– Нет, – сказал Той мертвым голосом. – Я вполне удовлетворен.
Марти встал, по-прежнему избегая встречаться взглядом с Тоем. Маленькая комната была полна отвратительных звуков. Скрип ножек стула по полу, хриплый сомервейловский кашель курильщика. Той спрятал свои заметки. Все было кончено.
Сомервейл сказал:
– Можешь идти.
– Мне было приятно познакомиться с вами, мистер Штраус, – сказал Той в спину Марти, когда тот подошел к двери, и Марти, не задумываясь, обернулся, чтобы увидеть, как тот улыбается ему и протягивает руку для рукопожатия. Мне было приятно познакомиться с вами, мистер Штраус.
Марти кивнул и пожал ему руку.
– Спасибо, что уделили мне время, – сказал Той.
Марти закрыл за собой дверь и вернулся в камеру в сопровождении Пристли, надзирателя. Они ничего друг другу не сказали.
Марти наблюдал, как птицы пикируют на крышу здания, садясь на перила и выклянчивая лакомства. Они появлялись и исчезали, когда им было удобно, находили ниши для гнезда, принимали свою независимость как должное. Он им ни в чем не завидовал. А если и завидовал, момент признаваться в этом был неподходящий.
6
Прошло тринадцать дней, но никаких известий от Тоя или Сомервейла не было. Не то чтобы Марти их ждал. Он упустил свой второй шанс, почти сам срежессировал последние минуты, отказавшись говорить о Макнамаре. Тем самым он надеялся пресечь любые ложные надежды. Не преуспел. Как он ни старался забыть разговор с Тоем, ничего не получалось. Эта встреча вывела его из равновесия, расшатанные нервы были в той же степени мучительны, как и причина случившегося. Он думал, что уже освоил искусство безразличия тем же образом, каким дети познают, что кипяток обжигает: посредством болезненного опыта.

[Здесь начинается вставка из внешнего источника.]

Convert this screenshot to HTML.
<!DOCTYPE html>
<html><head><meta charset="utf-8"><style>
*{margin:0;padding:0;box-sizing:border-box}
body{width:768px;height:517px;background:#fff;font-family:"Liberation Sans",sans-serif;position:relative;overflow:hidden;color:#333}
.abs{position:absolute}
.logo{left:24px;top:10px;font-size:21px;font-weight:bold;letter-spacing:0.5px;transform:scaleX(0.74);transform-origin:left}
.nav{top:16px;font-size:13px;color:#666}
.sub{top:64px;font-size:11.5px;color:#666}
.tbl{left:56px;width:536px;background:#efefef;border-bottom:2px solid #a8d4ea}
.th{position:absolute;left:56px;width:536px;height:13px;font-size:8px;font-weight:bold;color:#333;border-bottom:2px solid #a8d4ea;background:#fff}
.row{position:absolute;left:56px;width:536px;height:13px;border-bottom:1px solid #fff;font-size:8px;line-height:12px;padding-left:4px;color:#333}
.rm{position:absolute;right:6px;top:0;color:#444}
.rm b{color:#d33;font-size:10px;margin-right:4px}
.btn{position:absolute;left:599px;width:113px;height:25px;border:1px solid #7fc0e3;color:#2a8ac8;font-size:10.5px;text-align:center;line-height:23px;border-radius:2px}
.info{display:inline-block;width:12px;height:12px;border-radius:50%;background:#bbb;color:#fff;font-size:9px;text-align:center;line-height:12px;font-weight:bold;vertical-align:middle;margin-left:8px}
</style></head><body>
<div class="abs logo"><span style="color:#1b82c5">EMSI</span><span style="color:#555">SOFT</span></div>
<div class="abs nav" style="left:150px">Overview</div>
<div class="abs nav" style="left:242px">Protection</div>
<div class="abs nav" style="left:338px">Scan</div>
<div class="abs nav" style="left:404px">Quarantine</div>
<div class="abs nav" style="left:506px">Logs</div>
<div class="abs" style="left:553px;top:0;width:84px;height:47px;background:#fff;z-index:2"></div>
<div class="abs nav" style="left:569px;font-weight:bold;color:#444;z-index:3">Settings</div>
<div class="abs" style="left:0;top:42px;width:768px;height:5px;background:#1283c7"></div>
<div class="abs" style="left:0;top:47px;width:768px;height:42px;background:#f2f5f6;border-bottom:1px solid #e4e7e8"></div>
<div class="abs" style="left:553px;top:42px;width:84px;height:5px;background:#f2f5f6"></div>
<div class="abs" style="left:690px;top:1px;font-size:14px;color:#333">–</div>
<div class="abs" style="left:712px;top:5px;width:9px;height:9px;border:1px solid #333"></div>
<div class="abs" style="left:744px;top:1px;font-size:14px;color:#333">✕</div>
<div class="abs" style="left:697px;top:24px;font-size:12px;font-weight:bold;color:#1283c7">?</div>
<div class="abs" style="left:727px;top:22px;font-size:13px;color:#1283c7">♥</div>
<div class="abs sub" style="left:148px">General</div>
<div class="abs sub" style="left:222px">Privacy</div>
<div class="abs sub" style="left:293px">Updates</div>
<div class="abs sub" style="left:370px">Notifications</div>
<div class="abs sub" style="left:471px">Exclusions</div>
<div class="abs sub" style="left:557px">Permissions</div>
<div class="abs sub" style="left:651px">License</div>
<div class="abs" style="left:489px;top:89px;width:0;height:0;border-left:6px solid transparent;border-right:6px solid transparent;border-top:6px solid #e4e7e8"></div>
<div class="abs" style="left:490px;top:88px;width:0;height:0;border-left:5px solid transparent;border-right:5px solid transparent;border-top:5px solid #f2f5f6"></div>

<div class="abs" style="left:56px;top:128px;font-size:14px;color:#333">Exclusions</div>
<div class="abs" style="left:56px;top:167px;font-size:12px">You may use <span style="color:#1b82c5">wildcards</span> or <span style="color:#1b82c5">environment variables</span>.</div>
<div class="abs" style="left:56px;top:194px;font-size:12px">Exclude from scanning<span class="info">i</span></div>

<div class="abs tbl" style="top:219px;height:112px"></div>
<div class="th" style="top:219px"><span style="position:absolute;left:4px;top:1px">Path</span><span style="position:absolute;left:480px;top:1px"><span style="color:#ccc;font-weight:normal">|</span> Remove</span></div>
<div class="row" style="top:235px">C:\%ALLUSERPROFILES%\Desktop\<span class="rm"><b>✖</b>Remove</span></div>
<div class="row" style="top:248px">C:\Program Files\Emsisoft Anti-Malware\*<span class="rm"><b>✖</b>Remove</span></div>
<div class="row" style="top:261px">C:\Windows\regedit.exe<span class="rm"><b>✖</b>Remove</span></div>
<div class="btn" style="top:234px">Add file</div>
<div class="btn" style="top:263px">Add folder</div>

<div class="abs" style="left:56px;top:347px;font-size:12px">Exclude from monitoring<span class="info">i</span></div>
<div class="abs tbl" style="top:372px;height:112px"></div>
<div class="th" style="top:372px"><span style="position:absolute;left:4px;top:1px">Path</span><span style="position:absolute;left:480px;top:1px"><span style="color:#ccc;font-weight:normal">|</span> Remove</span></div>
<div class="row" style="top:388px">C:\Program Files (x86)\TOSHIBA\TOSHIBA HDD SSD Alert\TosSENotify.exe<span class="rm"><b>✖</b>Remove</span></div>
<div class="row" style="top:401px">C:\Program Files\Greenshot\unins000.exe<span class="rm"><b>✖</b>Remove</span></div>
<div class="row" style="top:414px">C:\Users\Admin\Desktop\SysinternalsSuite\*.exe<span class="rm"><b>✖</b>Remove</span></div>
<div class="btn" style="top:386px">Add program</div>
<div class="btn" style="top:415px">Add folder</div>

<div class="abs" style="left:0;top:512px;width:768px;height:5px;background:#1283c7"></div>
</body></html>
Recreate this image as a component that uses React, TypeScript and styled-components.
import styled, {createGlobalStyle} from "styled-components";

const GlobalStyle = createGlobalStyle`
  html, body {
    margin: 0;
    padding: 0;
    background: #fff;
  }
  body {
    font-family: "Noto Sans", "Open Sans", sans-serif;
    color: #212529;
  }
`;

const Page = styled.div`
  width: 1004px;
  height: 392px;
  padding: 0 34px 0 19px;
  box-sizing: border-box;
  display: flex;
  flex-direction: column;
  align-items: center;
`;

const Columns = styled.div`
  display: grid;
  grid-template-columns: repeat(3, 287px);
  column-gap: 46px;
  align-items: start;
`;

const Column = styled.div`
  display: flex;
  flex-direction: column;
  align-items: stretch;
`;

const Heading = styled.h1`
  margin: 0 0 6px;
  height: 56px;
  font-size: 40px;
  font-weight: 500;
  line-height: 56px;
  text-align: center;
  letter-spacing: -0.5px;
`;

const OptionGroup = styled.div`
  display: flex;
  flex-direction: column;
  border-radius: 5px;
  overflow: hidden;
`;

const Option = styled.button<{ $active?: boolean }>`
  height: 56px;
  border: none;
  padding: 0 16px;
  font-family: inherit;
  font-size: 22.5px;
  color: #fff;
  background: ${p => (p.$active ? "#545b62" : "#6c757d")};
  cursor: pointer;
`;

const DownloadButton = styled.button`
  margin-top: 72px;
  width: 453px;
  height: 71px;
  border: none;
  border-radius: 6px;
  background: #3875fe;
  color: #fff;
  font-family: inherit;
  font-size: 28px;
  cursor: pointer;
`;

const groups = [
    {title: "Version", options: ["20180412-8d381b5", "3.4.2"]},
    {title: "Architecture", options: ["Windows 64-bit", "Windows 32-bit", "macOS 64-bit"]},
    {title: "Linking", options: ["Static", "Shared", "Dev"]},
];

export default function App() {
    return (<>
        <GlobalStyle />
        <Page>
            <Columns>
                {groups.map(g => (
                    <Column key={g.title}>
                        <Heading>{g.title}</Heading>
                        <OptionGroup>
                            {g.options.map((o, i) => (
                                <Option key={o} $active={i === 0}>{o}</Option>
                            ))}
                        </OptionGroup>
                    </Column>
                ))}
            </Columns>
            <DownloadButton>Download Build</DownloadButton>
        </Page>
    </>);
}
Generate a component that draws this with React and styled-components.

В таковом не было недостатка. Первые двенадцать месяцев заключения он боролся против всего и всех, с кем сталкивался. В тот год он не завоевал ни друзей, ни хоть какой-нибудь благосклонности системы; все, чем обзавелся, – синяки и сроки в карцере. На второй год, осознав поражение, он ушел со своей личной войной в подполье; занялся силовыми тренировками и боксом, сосредоточился на создании и поддержании тела, которое послужит, когда придет время возмездия. Но в середине третьего года вмешалось одиночество: боль, которую не могло скрыть самоистязание (мышцы, доведенные до болевого порога и выше, день за днем). В тот год он заключил перемирие с самим собой и с тюрьмой. Это был нелегкий мир, но с тех пор все стало налаживаться. Он даже начал чувствовать себя как дома в гулких коридорах, камере и сжимающемся анклаве своей головы, где самые приятные переживания были теперь далеким воспоминанием.
Четвертый год принес новые ужасы. В тот год ему исполнилось двадцать девять лет; на горизонте маячил тридцатник, и он хорошо помнил, как его молодое «я», которому предстояло много времени потратить впустую, отвергало мужчин его возраста как безнадежных неудачников. Это было болезненное осознание, и старая клаустрофобия (он оказался в ловушке, но не за решеткой, а внутри собственной жизни) вернулась с большей силой, чем когда-либо, а вместе с ней – новое безрассудство. В тот год у него появились татуировки: алая и синяя молнии на левом предплечье и «США» – на правом. Незадолго до Рождества Чармейн написала ему, что лучше было бы развестись, но он не придал этому значения. Какой в этом прок? Безразличие – лучшее лекарство. Стоит признать поражение, и жизнь превращается в пуховую перину. В свете этой мудрости пятый год был сущим пустяком. У него имелся доступ к наркоте и влияние, которое приходит с тюремным опытом; у него было все, что угодно, кроме свободы, и ее он мог подождать.
А потом появился Той, и как бы Марти ни старался забыть имя этого человека, он поймал себя на том, что снова и снова прокручивает в голове получасовую беседу, изучая каждый обмен репликами в мельчайших деталях, будто искал крупицу пророчества. Конечно, это бесполезное упражнение, но оно не остановило репетиции, и процесс стал по-своему утешительным. Он никому не сказал, даже Фиверу. Это была его тайна: комната, Той, поражение Сомервейла.
На второе воскресенье после встречи с Тоем Чармейн пришла его навестить. Разговор проходил традиционно по-дурацки: как трансатлантический телефонный звонок с секундной задержкой между вопросом и ответом. Гул прочих бесед в помещении им не мешал: нельзя испортить то, что уже испорчено. Теперь от этого никуда не денешься. Он давно прекратил попытки спасти гибнущие отношения. После дежурных расспросов о здоровье родственников и друзей оставалось наблюдать за распадом в мельчайших подробностях.